Sunday, 6 December 2015

The Sexiest Movie Never Made



Little matters whether Gaspar Noe's French drama "Love" (2015) is a porno-flick or a tasteful porno-flick. It isn't just about the sex in its 135 minutes, okay? But a dangerous menage a trois, unspooling creamily lit bodies into dance-like sculptures as they copulate and fall away like all doomed-to-fail relationships. Sorta.

I've never watched a Gaspar Noe movie for the same reason I've never heard about him. But a quick search dredged up numerous results of how, beside the underground director's previous films (i.e. Irreversible, Enter the Void), "Love" was bore, a letdown, a beautiful hazy dream that's also disappointingly softcore- for a movie that pronounced itself hardcore with 3D come-flying stunts by actor Karl Glusman's penis. Gaspar Noe is second to Lars Von Trier, after the latter got banned from Cannes for being a Nazi sympathizer. What both men have in common, however, is the titular "enfant terrible" title they share of in cinema. Misfits don't make blockbusters- they make artful underdog films like "Love", for fans.

Thusly, my virgin experience at Noe's titillating melodrama.

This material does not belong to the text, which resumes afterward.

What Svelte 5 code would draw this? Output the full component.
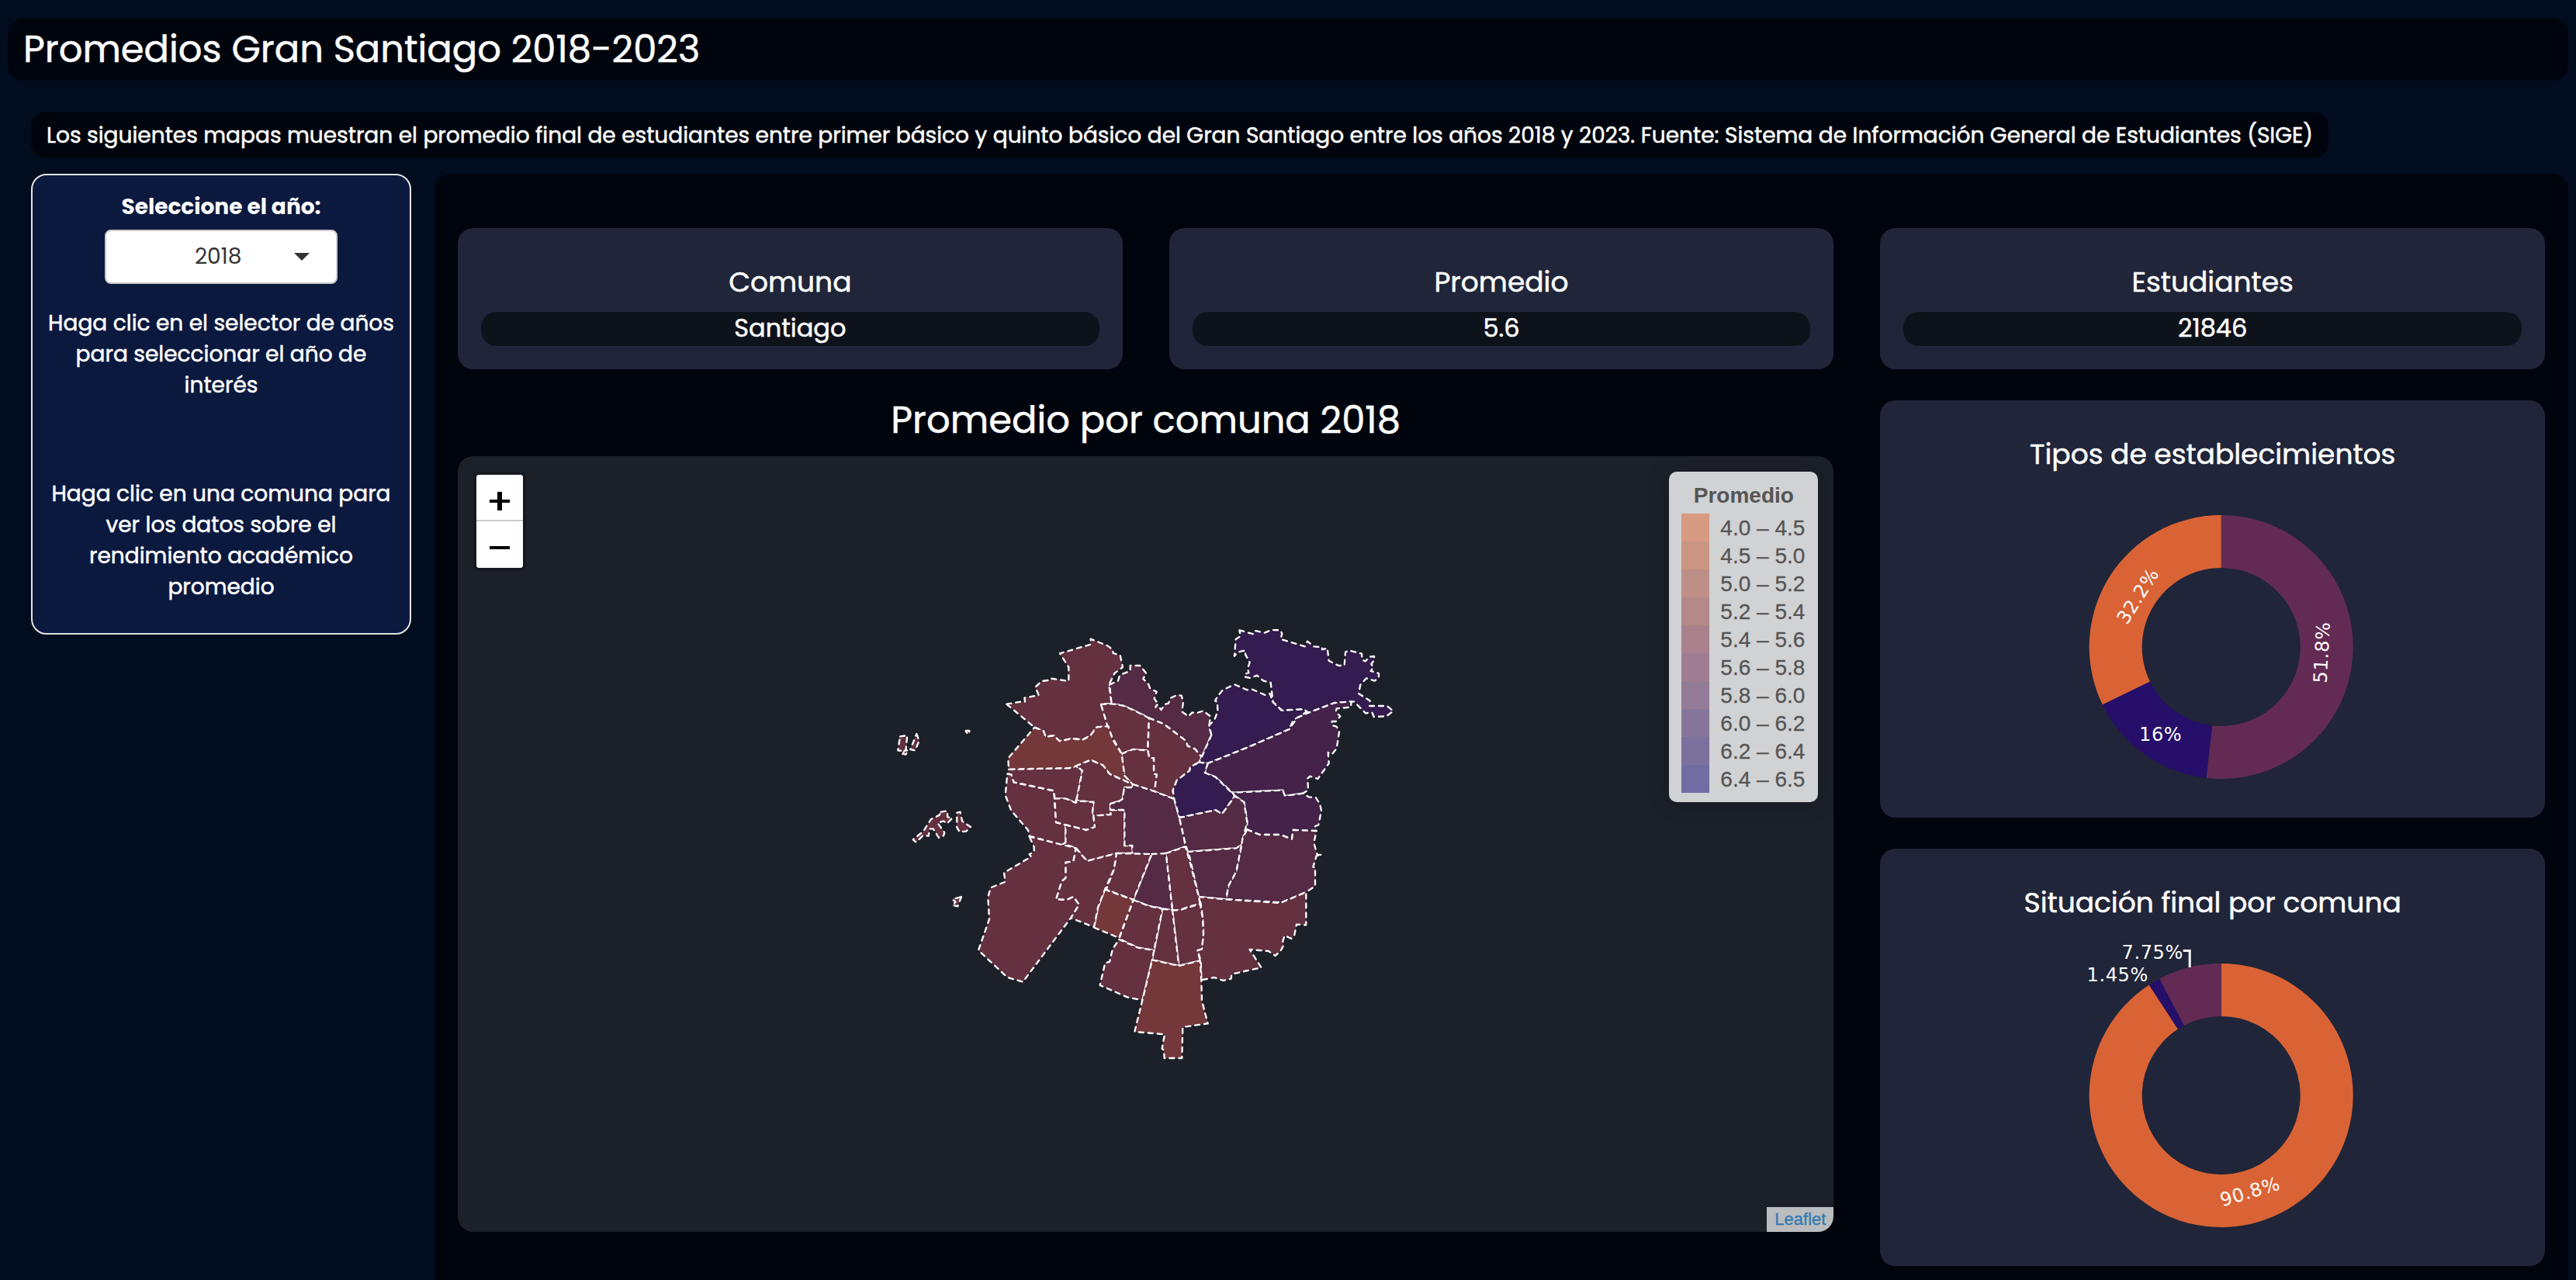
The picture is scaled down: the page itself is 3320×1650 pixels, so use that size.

Within 30 minutes into the intimate space Noe staged,  I was stupefied, amused, empathetic, and- also- very bored. While not all at once, I was delighted by the unsuspecting intro of watching two people whacking each other off. There, naked, Murphy (Klusman) has a finger in his later-known girlfriend Electra (Aomi Muyock), who's returning the favor as she holds onto his penis like a crutch. But unlike the erotically charged Ang Lee breakthrough, "Lust, Caution", "Love" couldn't save itself from becoming a laughable morass, even after an hour into what out and out sex only the French can perform without making one feel molested just watching.

Of course, "Love" should have been a serious movie. The takeaway at the end is a tragedy of a couple's misguided trust in each other. Murphy plays a callous role in manhood's woes, and Electra is a stunning femme fatale with problems only enigmatic female characters possess (which isn't very much). Where they fortify their relationship, albeit the messes, is in the hot sex they often share. Until the threesome with their neighbor Omi (Klara Kristin), which led to the cheating, and a baby born out of wedlock, watching Murphy and Electra pre-break in flashbacks was like watching two foolhardy teenagers in love profess an eternity: A shallow, regrettable experience.



Why did I submit myself to a long, tepid movie laden with depressive monologues and full-frontal private parts sliding off the screen like a Gustave Courbet painting? For the art? If only, when all I felt in the merits lost- Benoit Debie has staged remarkable love scenes here, especially in the bordello glow of Murphy's bedroom- was a sense of restlessness. Who knew sex could be boring? Watching "Love" was like watching strangers getting it on in their Parisian apartments through a peephole. And without any depth, the characters quickly became flat and stale, when they should've been as deep and total as their thickets of pubic hair.

Yes, I definitely watched it for the sex. No shame.